Another iconic dish of Spanish cuisine is Valencian Paella, a rice-based preparation that, in this case, includes chicken and rabbit meat, along with vegetables such as green beans, tomatoes, and saffron. Most would say that this paella goes best with a red wine. However, since it includes white meat, a rosé wine like Marques de Casa Concha Rosé Cinsault works wonders as it adds freshness and balanced acidity, also helping to cleanse the palate while enjoying the eagerly anticipated socarrat (that crispy, flavorful layer between the rice and the paella pan).

Galician-style Octopus (Pulpo a la gallega)
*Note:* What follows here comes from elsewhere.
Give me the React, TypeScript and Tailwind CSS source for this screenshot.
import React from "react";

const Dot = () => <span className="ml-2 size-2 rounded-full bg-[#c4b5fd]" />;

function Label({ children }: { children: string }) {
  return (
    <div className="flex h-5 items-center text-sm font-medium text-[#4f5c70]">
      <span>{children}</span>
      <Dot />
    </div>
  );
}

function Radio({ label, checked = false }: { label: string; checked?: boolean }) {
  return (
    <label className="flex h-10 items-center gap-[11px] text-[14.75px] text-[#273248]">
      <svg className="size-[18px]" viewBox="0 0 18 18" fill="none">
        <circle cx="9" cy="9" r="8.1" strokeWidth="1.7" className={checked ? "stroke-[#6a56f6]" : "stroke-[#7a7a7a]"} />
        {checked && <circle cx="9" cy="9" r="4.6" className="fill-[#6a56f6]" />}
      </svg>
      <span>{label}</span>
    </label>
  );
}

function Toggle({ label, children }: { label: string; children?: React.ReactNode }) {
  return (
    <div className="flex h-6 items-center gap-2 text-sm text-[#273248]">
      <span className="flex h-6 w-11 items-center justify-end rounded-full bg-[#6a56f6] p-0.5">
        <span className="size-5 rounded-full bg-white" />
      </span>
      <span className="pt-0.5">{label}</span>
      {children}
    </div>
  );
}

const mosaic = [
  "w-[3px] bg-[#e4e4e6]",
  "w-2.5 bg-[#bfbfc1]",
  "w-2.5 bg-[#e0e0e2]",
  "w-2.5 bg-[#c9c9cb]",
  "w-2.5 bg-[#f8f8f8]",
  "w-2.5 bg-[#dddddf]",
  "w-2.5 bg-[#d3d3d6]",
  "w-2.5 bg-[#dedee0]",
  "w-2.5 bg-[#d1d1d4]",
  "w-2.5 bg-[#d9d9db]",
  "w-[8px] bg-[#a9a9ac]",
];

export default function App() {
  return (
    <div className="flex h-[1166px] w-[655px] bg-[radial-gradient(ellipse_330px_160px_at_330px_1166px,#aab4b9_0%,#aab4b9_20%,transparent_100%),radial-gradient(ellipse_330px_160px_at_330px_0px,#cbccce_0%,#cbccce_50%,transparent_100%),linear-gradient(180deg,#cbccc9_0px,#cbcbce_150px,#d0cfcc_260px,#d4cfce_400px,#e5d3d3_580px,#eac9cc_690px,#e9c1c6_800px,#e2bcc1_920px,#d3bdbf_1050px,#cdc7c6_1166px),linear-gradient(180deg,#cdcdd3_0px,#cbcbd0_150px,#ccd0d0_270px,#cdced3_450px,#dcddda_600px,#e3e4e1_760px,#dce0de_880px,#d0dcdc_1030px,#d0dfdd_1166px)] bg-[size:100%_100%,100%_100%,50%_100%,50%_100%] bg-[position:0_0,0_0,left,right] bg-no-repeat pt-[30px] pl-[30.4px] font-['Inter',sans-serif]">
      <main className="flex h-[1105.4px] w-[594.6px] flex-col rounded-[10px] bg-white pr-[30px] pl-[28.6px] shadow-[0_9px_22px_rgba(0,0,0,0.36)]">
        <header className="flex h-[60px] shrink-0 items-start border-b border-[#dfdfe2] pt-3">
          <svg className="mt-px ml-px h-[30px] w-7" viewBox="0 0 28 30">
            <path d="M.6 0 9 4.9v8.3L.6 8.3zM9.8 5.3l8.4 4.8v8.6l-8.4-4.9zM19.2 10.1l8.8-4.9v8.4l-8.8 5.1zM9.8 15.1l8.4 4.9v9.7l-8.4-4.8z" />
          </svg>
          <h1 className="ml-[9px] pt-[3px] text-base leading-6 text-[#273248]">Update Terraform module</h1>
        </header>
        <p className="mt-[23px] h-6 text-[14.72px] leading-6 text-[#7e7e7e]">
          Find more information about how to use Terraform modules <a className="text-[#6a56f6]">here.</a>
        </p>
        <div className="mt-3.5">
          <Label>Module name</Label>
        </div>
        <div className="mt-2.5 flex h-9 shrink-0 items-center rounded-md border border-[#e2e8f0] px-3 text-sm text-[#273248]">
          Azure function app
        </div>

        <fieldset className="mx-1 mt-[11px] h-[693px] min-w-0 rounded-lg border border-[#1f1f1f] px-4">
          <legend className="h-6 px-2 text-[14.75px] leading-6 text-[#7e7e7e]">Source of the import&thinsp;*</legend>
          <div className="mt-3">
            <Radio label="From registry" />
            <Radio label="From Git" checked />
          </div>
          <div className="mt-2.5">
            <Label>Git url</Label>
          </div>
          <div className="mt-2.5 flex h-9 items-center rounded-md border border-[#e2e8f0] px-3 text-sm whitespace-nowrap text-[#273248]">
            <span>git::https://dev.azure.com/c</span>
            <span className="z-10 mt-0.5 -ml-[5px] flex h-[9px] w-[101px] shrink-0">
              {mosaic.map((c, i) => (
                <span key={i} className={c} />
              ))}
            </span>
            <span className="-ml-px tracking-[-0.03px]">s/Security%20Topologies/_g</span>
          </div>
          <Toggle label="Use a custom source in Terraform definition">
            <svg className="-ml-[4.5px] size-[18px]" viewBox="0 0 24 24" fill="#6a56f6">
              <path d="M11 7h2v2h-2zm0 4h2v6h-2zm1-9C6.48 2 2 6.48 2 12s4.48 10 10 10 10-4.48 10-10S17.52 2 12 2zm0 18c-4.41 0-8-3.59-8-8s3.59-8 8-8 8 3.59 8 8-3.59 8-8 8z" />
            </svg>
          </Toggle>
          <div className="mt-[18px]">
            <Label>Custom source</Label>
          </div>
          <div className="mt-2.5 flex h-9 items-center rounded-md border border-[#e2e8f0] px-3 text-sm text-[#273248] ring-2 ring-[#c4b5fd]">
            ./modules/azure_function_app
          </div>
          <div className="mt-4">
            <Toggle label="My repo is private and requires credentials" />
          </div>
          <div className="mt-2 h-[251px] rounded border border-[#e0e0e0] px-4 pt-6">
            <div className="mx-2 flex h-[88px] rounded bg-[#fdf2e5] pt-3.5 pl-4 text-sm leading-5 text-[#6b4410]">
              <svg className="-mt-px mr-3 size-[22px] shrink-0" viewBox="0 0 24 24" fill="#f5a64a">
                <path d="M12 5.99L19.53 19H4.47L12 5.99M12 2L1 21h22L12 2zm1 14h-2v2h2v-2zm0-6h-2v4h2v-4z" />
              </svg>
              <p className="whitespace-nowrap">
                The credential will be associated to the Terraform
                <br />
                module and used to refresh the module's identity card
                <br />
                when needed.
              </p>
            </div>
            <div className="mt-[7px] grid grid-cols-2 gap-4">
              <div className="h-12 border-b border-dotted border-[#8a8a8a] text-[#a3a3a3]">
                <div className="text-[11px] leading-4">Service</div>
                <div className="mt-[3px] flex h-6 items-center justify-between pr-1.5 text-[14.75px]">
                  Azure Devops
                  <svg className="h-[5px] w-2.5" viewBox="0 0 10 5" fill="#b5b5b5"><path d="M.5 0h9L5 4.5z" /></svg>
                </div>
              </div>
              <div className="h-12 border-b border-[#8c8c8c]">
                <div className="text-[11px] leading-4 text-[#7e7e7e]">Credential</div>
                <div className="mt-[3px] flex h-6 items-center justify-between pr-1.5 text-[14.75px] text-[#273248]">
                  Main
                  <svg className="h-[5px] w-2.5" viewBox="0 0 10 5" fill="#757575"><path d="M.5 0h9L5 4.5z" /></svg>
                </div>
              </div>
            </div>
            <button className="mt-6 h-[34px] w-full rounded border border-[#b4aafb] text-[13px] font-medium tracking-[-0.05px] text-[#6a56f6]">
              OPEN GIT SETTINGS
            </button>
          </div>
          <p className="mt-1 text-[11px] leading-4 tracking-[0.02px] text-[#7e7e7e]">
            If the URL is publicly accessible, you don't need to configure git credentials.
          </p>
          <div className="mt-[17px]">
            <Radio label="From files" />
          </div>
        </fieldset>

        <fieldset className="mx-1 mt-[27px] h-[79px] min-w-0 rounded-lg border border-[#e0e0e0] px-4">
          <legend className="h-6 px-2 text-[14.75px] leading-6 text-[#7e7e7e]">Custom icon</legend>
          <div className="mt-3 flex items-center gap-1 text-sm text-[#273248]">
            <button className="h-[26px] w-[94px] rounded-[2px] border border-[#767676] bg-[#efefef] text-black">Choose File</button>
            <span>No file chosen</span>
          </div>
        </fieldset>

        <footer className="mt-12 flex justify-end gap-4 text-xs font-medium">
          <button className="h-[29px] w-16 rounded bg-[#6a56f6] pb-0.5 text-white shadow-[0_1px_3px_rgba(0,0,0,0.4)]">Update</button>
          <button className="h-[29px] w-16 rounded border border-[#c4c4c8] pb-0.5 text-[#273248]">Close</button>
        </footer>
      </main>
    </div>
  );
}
This traditional tapa, found in many bars and restaurants across Spain, consists of nothing more and nothing less than two excellent ingredients: octopus and potatoes. The challenge, of course, lies in achieving tender octopus, perfectly cooked potatoes, and the right balance of seasoning. Olive oil, pimenton dulce (sweet smoked Spanish paprika), and salt are all you need. With its exceptional texture and flavor, this dish is usually served with a glass of white wine, such as Albariño or Godello. Alternatively, it can be paired with another full-bodied white wine with mineral notes, such as Marques de Casa Concha Chardonnay, which will contribute rich notes to the dish.

Oxtail Stew (Guiso de Rabo de Toro)

This list wouldn’t be complete without mentioning Guiso de Rabo de Toro, a traditional oxtail or beef stew that utilizes this part of the animal for its high collagen content and is usually served after bullfights. While there are many different recipes, it’s common to slow-cook it with wine so that the meat melts in the mouth. The result is a succulent dish whose irresistible flavor deserves to be paired with a red wine like Marques de Casa Concha Cabernet Sauvignon, which beautifully complements the hints of black pepper and bay leaf used to season this stew.